Since the 1970's collectivist views declined and pluralism in society has been paralled by the growth of religious pluralism in this denomination. Unitarian pluralist roots lie in the nineteenth century rewriting of history as to why our forbears rejected creeds. As for the oputcome today, any pluralist theology intends to promote: liberation from conformity and ignorance; human values; freedom, reason and tolerance; subsidiarity; and more than the material. So unlike our Puritan ancestors, it welcomes a wide variety of lifestyles, for example gay and lesbian equality. Process supercedes beliefs, and beliefs differ. So this religious liberalism is very close to political liberalism.
Part of this pluralism has included a rebirth of the once excluded Emerson and Thoreau's nature transcendentalism, the somewhat taboo Neo-Paganism and creation spirituality. This inevitably a close relationship with environmental politics.

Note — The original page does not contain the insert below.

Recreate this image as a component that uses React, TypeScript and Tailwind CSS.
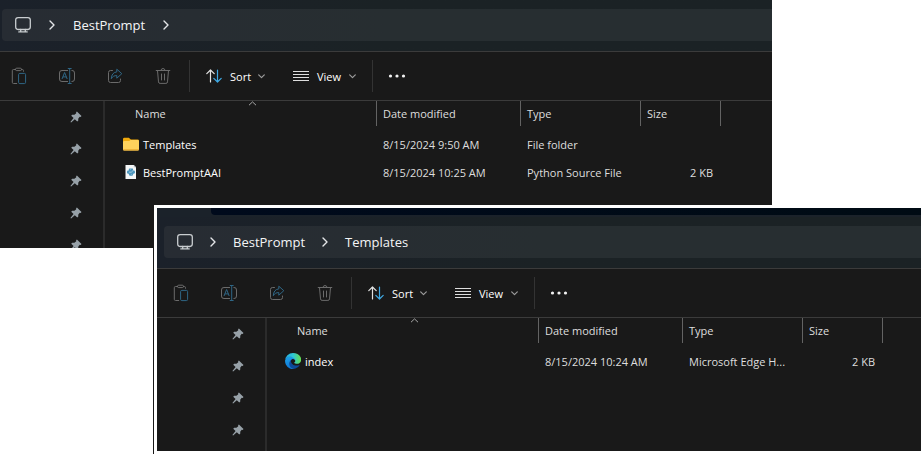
import type { ReactNode } from "react";

type FileKind = "folder" | "python" | "edge";

interface FileRow {
  name: string;
  kind: FileKind;
  modified: string;
  type: string;
  size: string;
}

function MonitorIcon() {
  return (
    <svg width="16" height="16" viewBox="0 0 16 16" fill="none" stroke="#c9cdd0" strokeWidth="1.300">
      <rect x="0.700" y="0.700" width="14.600" height="11.800" rx="2.400" />
      <path d="M5.700 12.500v2.300M10.300 12.500v2.300M3.800 14.900h8.400" strokeLinecap="round" />
    </svg>
  );
}

function Crumb() {
  return (
    <svg width="6" height="10" viewBox="0 0 6 10" fill="none" stroke="#e4e6e8" strokeWidth="1.400">
      <path d="M1 1l4 4-4 4" strokeLinecap="round" strokeLinejoin="round" />
    </svg>
  );
}

function ChevronDown() {
  return (
    <svg width="7" height="5" viewBox="0 0 7 5" fill="none" stroke="#9c9c9c" strokeWidth="1.200">
      <path d="M0.700 0.900l2.800 2.800 2.800-2.800" strokeLinecap="round" strokeLinejoin="round" />
    </svg>
  );
}

function PasteIcon() {
  return (
    <svg width="16" height="18" viewBox="0 0 16 18" fill="none" strokeWidth="1">
      <path d="M5 2.500H2.500a1.200 1.200 0 0 0-1.200 1.200v11.600a1.200 1.200 0 0 0 1.200 1.200h3.600M10 2.500h1.300a1.200 1.200 0 0 1 1.200 1.200v1" stroke="#6b6b6b" />
      <rect x="4.500" y="1.200" width="6" height="2.400" rx="1.200" stroke="#6b6b6b" />
      <rect x="7.600" y="6.400" width="7" height="10.200" rx="1.200" stroke="#2f6685" />
    </svg>
  );
}

function RenameIcon() {
  return (
    <svg width="18" height="18" viewBox="0 0 18 18" fill="none" strokeWidth="1">
      <path d="M10 3.500H4A2.400 2.400 0 0 0 1.500 6v6A2.400 2.400 0 0 0 4 14.500h6M13.500 3.500h.5A2.400 2.400 0 0 1 16.500 6v6a2.400 2.400 0 0 1-2.500 2.500h-.5" stroke="#6b6b6b" />
      <path d="M4 12l2.600-6.500L9.200 12M4.900 9.900h3.400M11.700 1.800v14.400M9.800 1.500h3.800M9.800 16.500h3.800" stroke="#2f6685" />
    </svg>
  );
}

function ShareIcon() {
  return (
    <svg width="16" height="16" viewBox="0 0 16 16" fill="none" strokeWidth="1" strokeLinejoin="round">
      <path d="M5.500 2.500H3.500a2 2 0 0 0-2 2v8a2 2 0 0 0 2 2h8a2 2 0 0 0 2-2v-1.500" stroke="#6b6b6b" strokeLinecap="round" />
      <path d="M9.800 1.200l5 4.500-5 4.500V7.600C7.300 7.500 5.600 8.500 4.300 10.700c.1-3.800 2-6.500 5.500-6.800z" stroke="#2f6685" />
    </svg>
  );
}

function TrashIcon() {
  return (
    <svg width="16" height="18" viewBox="0 0 16 18" fill="none" stroke="#6b6b6b" strokeWidth="1" strokeLinecap="round">
      <path d="M1.200 3.500h13.600M6 3.500a2 2 0 0 1 4 0M2.500 3.500l1 11.400a1.600 1.600 0 0 0 1.600 1.500h5.800a1.600 1.600 0 0 0 1.600-1.500l1-11.400M6.500 7v6M9.500 7v6" />
    </svg>
  );
}

function SortIcon() {
  return (
    <svg width="16" height="14" viewBox="0 0 16 14" fill="none" strokeWidth="1.200" strokeLinecap="round" strokeLinejoin="round">
      <path d="M4.500 13V1M0.800 4.700L4.500 1l3.700 3.700" stroke="#e2e2e2" />
      <path d="M11.500 1v12M7.800 9.300l3.700 3.700 3.700-3.700" stroke="#3fa9e4" />
    </svg>
  );
}

function ViewIcon() {
  return (
    <svg width="16" height="12" viewBox="0 0 16 12" stroke="#dedede" strokeWidth="1">
      <path d="M0 1.500h16M0 4.500h16M0 7.500h16M0 10.500h16" />
    </svg>
  );
}

function PinIcon() {
  return (
    <svg width="12" height="12" viewBox="0 0 12 12" fill="#97a1a8">
      <path d="M6.900 0.600l4.600 4.400-.8.900-1-.1-1.500 1.900.1 1.900-1 1L4.800 8.300 1.100 11.600l-.7-.6L3.600 7.100 1.200 4.700l1-1 2.200.1L6.300 2.300 6.100 1.300z" />
    </svg>
  );
}

function FolderIcon() {
  return (
    <svg width="16" height="14" viewBox="0 0 16 14">
      <path d="M0 2.200A1.400 1.400 0 0 1 1.400.8h3.800c.5 0 .8.100 1.200.5L7.900 2.600h6.700A1.400 1.400 0 0 1 16 4v3H0z" fill="#f0a90c" />
      <path d="M0 5.200a1.200 1.200 0 0 1 1.200-1.200h4.400c.5 0 .9-.1 1.300-.5l.6-.5h7.300A1.200 1.200 0 0 1 16 4.200v8.100a1.200 1.200 0 0 1-1.200 1.200H1.200A1.200 1.200 0 0 1 0 12.300z" fill="#ffd25c" />
      <path d="M0 12.300a1.200 1.200 0 0 0 1.200 1.200h13.600a1.200 1.200 0 0 0 1.200-1.200v-.4H0z" fill="#edb33a" />
    </svg>
  );
}

function PythonFileIcon() {
  return (
    <svg width="16" height="14" viewBox="0 0 16 14">
      <path d="M2.500 0h8.300L13 2.200V14H2.500z" fill="#f4f6f7" />
      <path d="M10.800 0L13 2.200h-2.200z" fill="#b9c2c8" />
      <path d="M6.500 3.500h2.600c.8 0 1 .5 1 1v.9h.7c.9 0 1.200.6 1.200 1.600s-.4 1.700-1.200 1.700h-.7v.9c0 .6-.3 1.100-1.100 1.100H7c-.7 0-1.100-.4-1.100-1.100v-.9h-.8C4.300 8.700 4 8 4 7s.3-1.600 1.100-1.600h.7v-.9c0-.6.2-1 .7-1z" fill="#4a95bd" />
      <path d="M5.900 7.200h2.400l1.700-1.600M7 4.500h.6M8.500 9.500h.6" stroke="#d6e8f0" strokeWidth="0.600" fill="none" />
    </svg>
  );
}

function EdgeIcon() {
  return (
    <svg width="16" height="16" viewBox="0 0 256 256">
      <defs>
        <linearGradient id="edgeTop" x1="0" y1="0.500" x2="1" y2="0.500">
          <stop offset="0" stopColor="#22a9e6" />
          <stop offset="0.500" stopColor="#2fc8d4" />
          <stop offset="1" stopColor="#66e04c" />
        </linearGradient>
        <linearGradient id="edgeLeft" x1="0.300" y1="0" x2="0.500" y2="1">
          <stop offset="0" stopColor="#1ea2e8" />
          <stop offset="1" stopColor="#0d74d6" />
        </linearGradient>
      </defs>
      <path d="M231 190a93 93 0 0 1-11 5 102 102 0 0 1-36 6c-47 0-89-33-89-75a32 32 0 0 1 17-27c-43 2-54 46-54 72 0 74 68 81 82 81 8 0 20-2 27-4l1-1a128 128 0 0 0 67-53 4 4 0 0 0-4-4z" fill="#0c4a9a" />
      <path d="M106 241a79 79 0 0 1-23-21 81 81 0 0 1 29-120c3-2 9-4 16-4a34 34 0 0 1 27 13 34 34 0 0 1 7 20c0 0 25-79-80-79-44 0-81 42-81 78a130 130 0 0 0 12 56 128 128 0 0 0 156 67 75 75 0 0 1-63-10z" fill="url(#edgeLeft)" />
      <path d="M152 149c-1 1-3 2-3 6 0 2 2 5 5 8 15 10 43 9 43 9a61 61 0 0 0 31-9 63 63 0 0 0 31-54c0-23-8-38-11-45C227 24 180 0 128 0A128 128 0 0 0 0 126c0-36 37-66 81-66 4 0 24 1 43 11a75 75 0 0 1 32 30c7 11 8 25 8 31s-3 14-12 17z" fill="url(#edgeTop)" />
    </svg>
  );
}

function FileIcon({ kind }: { kind: FileKind }) {
  if (kind === "folder") return <FolderIcon />;
  if (kind === "python") return <PythonFileIcon />;
  return <EdgeIcon />;
}

function ToolButton({ label, children }: { label: string; children: ReactNode }) {
  return (
    <button type="button" aria-label={label} className="flex h-8 w-12 items-center justify-center">
      {children}
    </button>
  );
}

function AddressBar({ path }: { path: string[] }) {
  const nested = path.length > 1;
  const crumbBox = nested ? "flex w-10 justify-center" : "flex w-[42px] justify-center";
  return (
    <div className="bg-linear-to-r from-[#1b212a] to-[#1b2225] to-50% pb-[10px] pl-[7px] pt-[9px]">
      <nav
        aria-label="Path"
        className="flex h-8 items-center rounded-l bg-linear-to-r from-[#272c33] to-[#272e31] to-50% pl-[13px] text-[13px] text-[#f4f5f6]"
      >
        <MonitorIcon />
        <ul className="flex items-center">
          {path.map((part) => (
            <li key={part} className="flex items-center">
              <span className={crumbBox}>
                <Crumb />
              </span>
              <a href="#" className="pt-[2px]">{part}</a>
            </li>
          ))}
        </ul>
        {!nested && (
          <span className={crumbBox}>
            <Crumb />
          </span>
        )}
      </nav>
    </div>
  );
}

function Toolbar() {
  return (
    <div className="flex h-[50px] items-center border-y border-[#3b3b3b] text-[11px] text-white">
      <ToolButton label="Paste"><PasteIcon /></ToolButton>
      <ToolButton label="Rename"><RenameIcon /></ToolButton>
      <ToolButton label="Share"><ShareIcon /></ToolButton>
      <ToolButton label="Delete"><TrashIcon /></ToolButton>
      <span className="ml-[2px] h-8 w-px bg-[#333333]" />
      <button type="button" className="ml-4 flex items-center text-left">
        <SortIcon />
        <span className="ml-2 w-7 pt-[2px]">Sort</span>
        <ChevronDown />
      </button>
      <button type="button" className="ml-7 flex items-center text-left">
        <ViewIcon />
        <span className="ml-2 w-8 pt-[2px]">View</span>
        <ChevronDown />
      </button>
      <span className="ml-4 h-8 w-px bg-[#333333]" />
      <ToolButton label="More">
        <svg width="18" height="4" viewBox="0 0 18 4" fill="#f2f2f2">
          <circle cx="2.500" cy="2" r="1.600" />
          <circle cx="9" cy="2" r="1.600" />
          <circle cx="15.500" cy="2" r="1.600" />
        </svg>
      </ToolButton>
    </div>
  );
}

function HeaderCell({ label }: { label: string }) {
  return (
    <th scope="col" className="p-0 text-left align-top font-normal">
      <div className="flex h-[25px] items-center border-r border-[#636363] pl-[6px] pt-[2px]">{label}</div>
    </th>
  );
}

function FileTable({ files }: { files: FileRow[] }) {
  return (
    <table className="w-full table-fixed self-start text-[11px] text-[#dedede]">
      <colgroup>
        <col className="w-[272px]" />
        <col className="w-[144px]" />
        <col className="w-[120px]" />
        <col className="w-[80px]" />
        <col />
      </colgroup>
      <thead>
        <tr className="h-[30px]">
          <th scope="col" aria-sort="ascending" className="p-0 text-left align-top font-normal">
            <div className="relative flex h-[25px] items-center border-r border-[#636363] pl-[30px] pt-[2px]">
              Name
              <svg className="absolute left-[143px] top-0" width="9" height="5" viewBox="0 0 9 5" fill="none" stroke="#a6a6a6">
                <path d="M1 4.200L4.500 0.900 8 4.200" />
              </svg>
            </div>
          </th>
          <HeaderCell label="Date modified" />
          <HeaderCell label="Type" />
          <HeaderCell label="Size" />
          <td className="p-0" />
        </tr>
      </thead>
      <tbody>
        {files.map((file) => (
          <tr key={file.name} className="h-7">
            <td className="p-0">
              <div className="flex items-center pl-[18px] text-white">
                <span className="flex w-5 shrink-0 pb-[2px]">
                  <FileIcon kind={file.kind} />
                </span>
                {file.name}
              </div>
            </td>
            <td className="whitespace-nowrap p-0 pl-[6px]">{file.modified}</td>
            <td className="whitespace-nowrap p-0 pl-[6px]">{file.type}</td>
            <td className="p-0 pr-[8px] text-right">{file.size}</td>
            <td className="p-0" />
          </tr>
        ))}
      </tbody>
    </table>
  );
}

function Explorer({ path, files, pins }: { path: string[]; files: FileRow[]; pins: number }) {
  return (
    <div className="flex min-h-0 flex-1 flex-col">
      <AddressBar path={path} />
      <Toolbar />
      <div className="flex min-h-0 flex-1 overflow-hidden">
        <aside className="w-[108px] shrink-0">
          {Array.from({ length: pins }, (_, i) => (
            <div key={i} className="flex h-8 items-center justify-end pr-[21px]">
              <PinIcon />
            </div>
          ))}
        </aside>
        <div className="w-[2px] shrink-0 bg-[#2b2b2b]" />
        <FileTable files={files} />
      </div>
    </div>
  );
}

const rootFiles: FileRow[] = [
  { name: "Templates", kind: "folder", modified: "8/15/2024 9:50 AM", type: "File folder", size: "" },
  { name: "BestPromptAAI", kind: "python", modified: "8/15/2024 10:25 AM", type: "Python Source File", size: "2 KB" },
];

const templateFiles: FileRow[] = [
  { name: "index", kind: "edge", modified: "8/15/2024 10:24 AM", type: "Microsoft Edge H...", size: "2 KB" },
];

export default function App() {
  return (
    <main className="min-h-screen overflow-hidden bg-white font-['Open_Sans','Noto_Sans',sans-serif]">
      <section aria-label="BestPrompt" className="mr-[152px] flex h-[248px] overflow-hidden bg-[#191919]">
        <div className="-ml-[5px] flex min-w-0 flex-1">
          <Explorer path={["BestPrompt"]} files={rootFiles} pins={5} />
        </div>
      </section>
      <section
        aria-label="Templates"
        className="relative -mt-[43px] ml-[153px] h-[249px] border-l border-[#191919] bg-white p-[3px]"
      >
        <div className="flex h-full flex-col overflow-hidden bg-[#191919]">
          <div className="flex h-[9px] shrink-0 bg-[#1b222a]">
            <span className="w-[54px]" />
            <span className="h-[7px] flex-1 rounded-bl bg-linear-to-r from-[#000a1c] to-[#000b14]" />
          </div>
          <Explorer path={["BestPrompt", "Templates"]} files={templateFiles} pins={4} />
        </div>
      </section>
    </main>
  );
}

Postliberalism or postmodern religion is also a development of that relativity that comes from the vast choice of pluralism. Postliberalism means the end of dogmatic ideology and the growth of pragmatism. It does not forget past traditions but uses them ironically. And we can see this postmodernism and its irony in the current election, especially in the way that the Conservative Prime Minister presents his apparent ordinary origins while New Labour bcomes pragmatic, even embraces some privatisation and seems middle class. What a funny world we live in.
Well, they say that where there are two Unitarians there are three opinions, and in the last parliament two Unitarian MPs represented three political parties: Liberal Democrat, Green and Plaid Cymru. The Welsh nationalist connection partly comes from the location of the Welsh language churches.
So, here we go! The Unitarian inheritance has embraced: middle class interests, lifestyle authoritarianism, concern for poverty, free market capitalism, socially concerned capitalism, respectability, social indifference, welfare socialism, varied lifestyles, political liberalism, ironic pragmatism, environmentalism and even nationalism. So I leave it to you and me to choose if and how our religious affiliation will influence voting on May 1st!